Start Provided entries

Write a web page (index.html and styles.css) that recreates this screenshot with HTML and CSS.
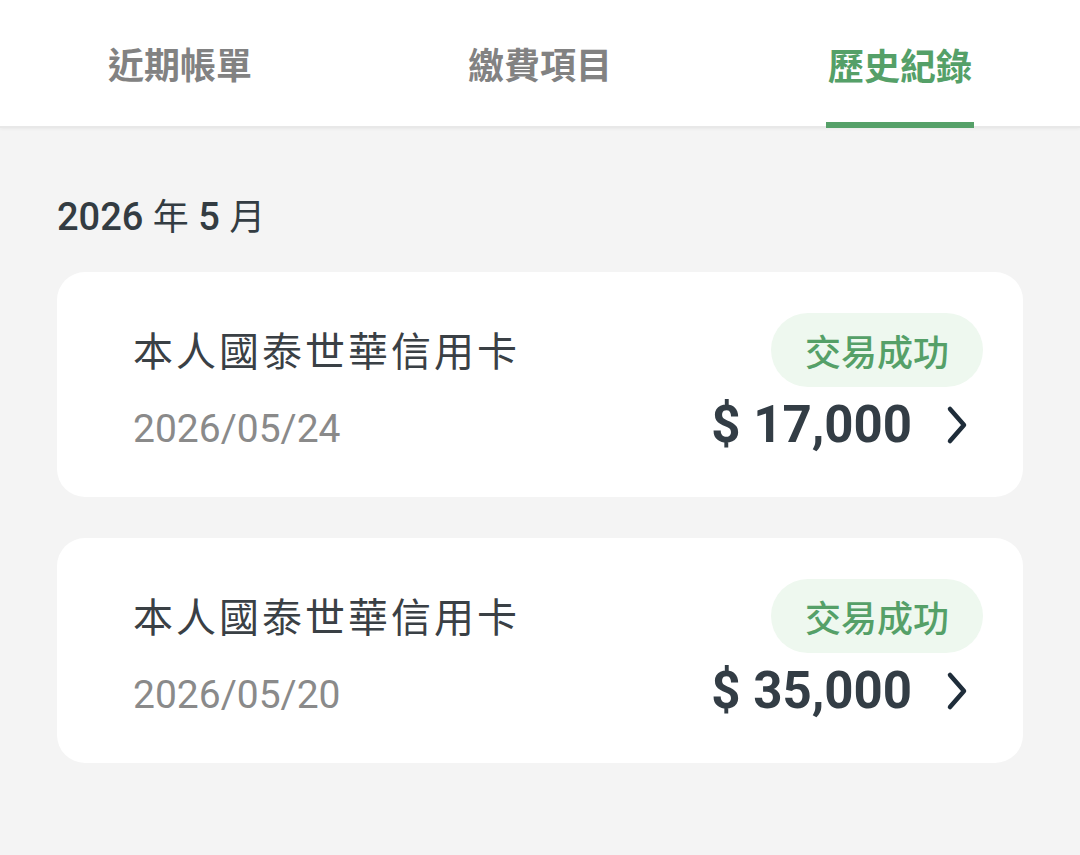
FILE: index.html
```html
<!DOCTYPE html>
<html lang="zh-Hant">

<head>
  <meta charset="UTF-8">
  <title>歷史紀錄</title>
  <link rel="stylesheet" href="styles.css">
</head>

<body>
  <nav class="tabs">
    <div class="tab">近期帳單</div>
    <div class="tab">繳費項目</div>
    <div class="tab active"><span>歷史紀錄</span></div>
  </nav>

  <main class="history">
    <h2 class="month">2026 <span class="unit">年</span> 5 <span class="unit">月</span></h2>

    <div class="record">
      <div class="record-info">
        <div class="record-name">本人國泰世華信用卡</div>
        <div class="record-date">2026/05/24</div>
      </div>
      <div class="record-side">
        <span class="badge">交易成功</span>
        <div class="amount-row">
          <span class="amount">$ 17,000</span>
          <svg class="chevron" width="22" height="40" viewBox="0 0 22 40">
            <path d="M4 4 L18 20 L4 36" fill="none" stroke="#1f2d3a" stroke-width="4.5" stroke-linecap="round" stroke-linejoin="round" />
          </svg>
        </div>
      </div>
    </div>

    <div class="record">
      <div class="record-info">
        <div class="record-name">本人國泰世華信用卡</div>
        <div class="record-date">2026/05/20</div>
      </div>
      <div class="record-side">
        <span class="badge">交易成功</span>
        <div class="amount-row">
          <span class="amount">$ 35,000</span>
          <svg class="chevron" width="22" height="40" viewBox="0 0 22 40">
            <path d="M4 4 L18 20 L4 36" fill="none" stroke="#1f2d3a" stroke-width="4.5" stroke-linecap="round" stroke-linejoin="round" />
          </svg>
        </div>
      </div>
    </div>
  </main>
</body>

</html>
```

FILE: styles.css
```css
body {
  margin: 0;
  background-color: #f4f4f4;
  font-family: Roboto, "Noto Sans CJK TC", sans-serif;
  color: #333c42;
}

.tabs {
  display: grid;
  grid-template-columns: 1fr 1fr 1fr;
  height: 126px;
  background-color: #ffffff;
  border-bottom: 2px solid #e8e8e8;
  box-shadow: 0 1px 3px rgba(0, 0, 0, 0.05);
}

.tab {
  display: flex;
  justify-content: center;
  align-items: center;
  font-size: 36px;
  font-weight: bold;
  color: #828282;
}

.tab.active {
  color: #55a068;
  align-items: stretch;
}

.tab.active span {
  display: flex;
  align-items: center;
  border-bottom: 6px solid #55a068;
  padding: 6px 2px 0;
  margin-bottom: -2px;
}

.history {
  padding: 67px 57px 0;
}

.month {
  margin: 0 0 32px;
  font-size: 38px;
  font-weight: 500;
  line-height: 44px;
  color: #333c42;
}

.month .unit {
  font-weight: normal;
  font-size: 36px;
}

.record {
  display: flex;
  justify-content: space-between;
  background-color: #ffffff;
  border-radius: 28px;
  height: 225px;
  box-sizing: border-box;
  padding: 41px 40px 0 76px;
  margin-bottom: 41px;
}

.record-info {
  padding-top: 12px;
}

.record-name {
  font-size: 40px;
  line-height: 56px;
  letter-spacing: 3px;
  color: #3a4045;
}

.record-date {
  margin-top: 26px;
  font-size: 39px;
  line-height: 44px;
  color: #8a8a8a;
}

.record-side {
  display: flex;
  flex-direction: column;
  align-items: flex-end;
}

.badge {
  display: flex;
  align-items: center;
  height: 74px;
  padding: 0 34px;
  border-radius: 37px;
  background-color: #eef8ef;
  color: #55a068;
  font-size: 36px;
  font-weight: 500;
}

.amount-row {
  display: flex;
  align-items: center;
  gap: 34px;
  margin-top: 8px;
  padding-right: 15px;
}

.amount {
  font-size: 51px;
  font-weight: bold;
  line-height: 60px;
  color: #333d45;
}
```
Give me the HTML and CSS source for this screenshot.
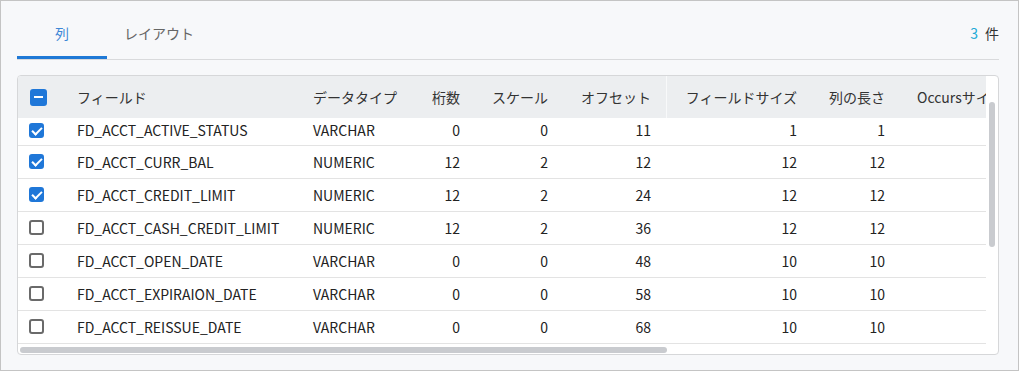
FILE: index.html
```html
<!DOCTYPE html>
<html lang="ja">
<head>
    <meta charset="UTF-8">
    <title>フィールド一覧</title>
    <link rel="stylesheet" href="styles.css">
</head>
<body>
    <div class="page">
        <div class="tabbar">
            <div class="tabs">
                <div class="tab active">列</div>
                <div class="tab">レイアウト</div>
            </div>
            <div class="count"><span class="count-num">3</span>件</div>
        </div>

        <div class="grid">
            <div class="grid-scroll">
                <table class="fields">
                    <colgroup>
                        <col class="c-check">
                        <col class="c-name">
                        <col class="c-type">
                        <col class="c-digits">
                        <col class="c-scale">
                        <col class="c-offset">
                        <col class="c-size">
                        <col class="c-len">
                        <col class="c-occurs">
                    </colgroup>
                    <thead>
                        <tr>
                            <th class="cell-check"><span class="cb cb-head cb-mixed"></span></th>
                            <th>フィールド</th>
                            <th>データタイプ</th>
                            <th class="num">桁数</th>
                            <th class="num">スケール</th>
                            <th class="num split">オフセット</th>
                            <th class="num">フィールドサイズ</th>
                            <th class="num">列の長さ</th>
                            <th>Occursサイズ</th>
                        </tr>
                    </thead>
                    <tbody>
                        <!-- 先頭行は少しスクロールして見切れている -->
                        <tr class="cut">
                            <td class="cell-check"><span class="cb on"></span></td>
                            <td>FD_ACCT_ACTIVE_STATUS</td><td>VARCHAR</td>
                            <td class="num">0</td><td class="num">0</td><td class="num">11</td>
                            <td class="num">1</td><td class="num">1</td><td></td>
                        </tr>
                        <tr>
                            <td class="cell-check"><span class="cb on"></span></td>
                            <td>FD_ACCT_CURR_BAL</td><td>NUMERIC</td>
                            <td class="num">12</td><td class="num">2</td><td class="num">12</td>
                            <td class="num">12</td><td class="num">12</td><td></td>
                        </tr>
                        <tr>
                            <td class="cell-check"><span class="cb on"></span></td>
                            <td>FD_ACCT_CREDIT_LIMIT</td><td>NUMERIC</td>
                            <td class="num">12</td><td class="num">2</td><td class="num">24</td>
                            <td class="num">12</td><td class="num">12</td><td></td>
                        </tr>
                        <tr>
                            <td class="cell-check"><span class="cb"></span></td>
                            <td>FD_ACCT_CASH_CREDIT_LIMIT</td><td>NUMERIC</td>
                            <td class="num">12</td><td class="num">2</td><td class="num">36</td>
                            <td class="num">12</td><td class="num">12</td><td></td>
                        </tr>
                        <tr>
                            <td class="cell-check"><span class="cb"></span></td>
                            <td>FD_ACCT_OPEN_DATE</td><td>VARCHAR</td>
                            <td class="num">0</td><td class="num">0</td><td class="num">48</td>
                            <td class="num">10</td><td class="num">10</td><td></td>
                        </tr>
                        <tr>
                            <td class="cell-check"><span class="cb"></span></td>
                            <td>FD_ACCT_EXPIRAION_DATE</td><td>VARCHAR</td>
                            <td class="num">0</td><td class="num">0</td><td class="num">58</td>
                            <td class="num">10</td><td class="num">10</td><td></td>
                        </tr>
                        <tr>
                            <td class="cell-check"><span class="cb"></span></td>
                            <td>FD_ACCT_REISSUE_DATE</td><td>VARCHAR</td>
                            <td class="num">0</td><td class="num">0</td><td class="num">68</td>
                            <td class="num">10</td><td class="num">10</td><td></td>
                        </tr>
                    </tbody>
                </table>
            </div>
            <div class="bar bar-v"></div>
            <div class="bar bar-h"></div>
        </div>
    </div>
</body>
</html>
```

FILE: styles.css
```css
* {
    margin: 0;
    padding: 0;
    box-sizing: border-box;
}

body {
    font-family: "Noto Sans CJK JP", "Noto Sans", sans-serif;
    font-size: 14px;
    color: #222;
}

.page {
    width: 1019px;
    height: 371px;
    background: #f7f8fa;
    border: 1px solid #c4c4c4;
    padding: 0 19px 0 16px;
}

/* タブ */
.tabbar {
    display: flex;
    justify-content: space-between;
    align-items: flex-start;
    border-bottom: 1px solid #d9dadc;
}

.tabs {
    display: flex;
}

.tab {
    min-width: 90px;
    padding: 20px 17px 11px;
    line-height: 24px;
    text-align: center;
    color: #666;
    border-bottom: 3px solid transparent;
}

.tab.active {
    color: #3d87d6;
    border-bottom-color: #1f79d6;
}

.count {
    padding-top: 20px;
    line-height: 24px;
    color: #333;
}

.count-num {
    color: #22aad6;
    margin-right: 7px;
}

/* 一覧 */
.grid {
    position: relative;
    margin-top: 15px;
    height: 280px;
    background: #fff;
    border: 1px solid #d6d7d9;
    border-radius: 4px;
    overflow: hidden;
}

.grid-scroll {
    width: calc(100% - 12px);
    height: calc(100% - 10px);
    overflow: hidden;
}

/* スクロールバー（つまみ） */
.bar {
    position: absolute;
    background: #c9cbcf;
    border-radius: 3px;
}

.bar-v {
    left: 971px;
    top: 26px;
    width: 6px;
    height: 145px;
}

.bar-h {
    left: 2px;
    top: 271px;
    width: 647px;
    height: 6px;
}

.fields {
    width: 1015px;
    table-layout: fixed;
    border-collapse: collapse;
}

.c-check { width: 43px; }
.c-name { width: 236px; }
.c-type { width: 118px; }
.c-digits { width: 61px; }
.c-scale { width: 88px; }
.c-offset { width: 103px; }
.c-size { width: 146px; }
.c-len { width: 88px; }
.c-occurs { width: 132px; }

.fields th {
    height: 42px;
    padding: 0 16px;
    background: #eceef0;
    font-weight: normal;
    color: #333;
    text-align: left;
    white-space: nowrap;
}

.fields th.split {
    box-shadow: inset -1px 0 0 #f8f9fa;
}

.fields td {
    height: 33px;
    padding: 0 16px;
    border-bottom: 1px solid #e3e3e3;
    white-space: nowrap;
}

.fields tr.cut td {
    height: 27px;
    padding-bottom: 2px;
}

.fields .num {
    text-align: right;
}

.fields .cell-check {
    padding: 0 0 0 11px;
}

.fields tr.cut .cell-check {
    padding-bottom: 2px;
}

/* チェックボックス */
.cb {
    display: block;
    width: 15px;
    height: 15px;
    border: 2px solid #6a6a6a;
    border-radius: 3px;
    background: #fff;
    position: relative;
}

.cb.on {
    border-color: #1f77d8;
    background: #1f77d8;
}

.cb.on::after {
    content: "";
    position: absolute;
    left: 3px;
    top: 0px;
    width: 4px;
    height: 8px;
    border: solid #fff;
    border-width: 0 2px 2px 0;
    transform: rotate(45deg);
}

.cb-head {
    width: 17px;
    height: 17px;
    margin-left: 1px;
}

.cb-mixed {
    border-color: #1f77d8;
    background: #1f77d8;
}

.cb-mixed::after {
    content: "";
    position: absolute;
    left: 2px;
    right: 2px;
    top: 5.5px;
    height: 2px;
    background: #fff;
}
```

End Provided entries

#### Description of the task:
Look through the data above. Find each line with the string "screenshot" and copy it.

#### Output of the task:
Write a web page (index.html and styles.css) that recreates this screenshot with HTML and CSS.
Give me the HTML and CSS source for this screenshot.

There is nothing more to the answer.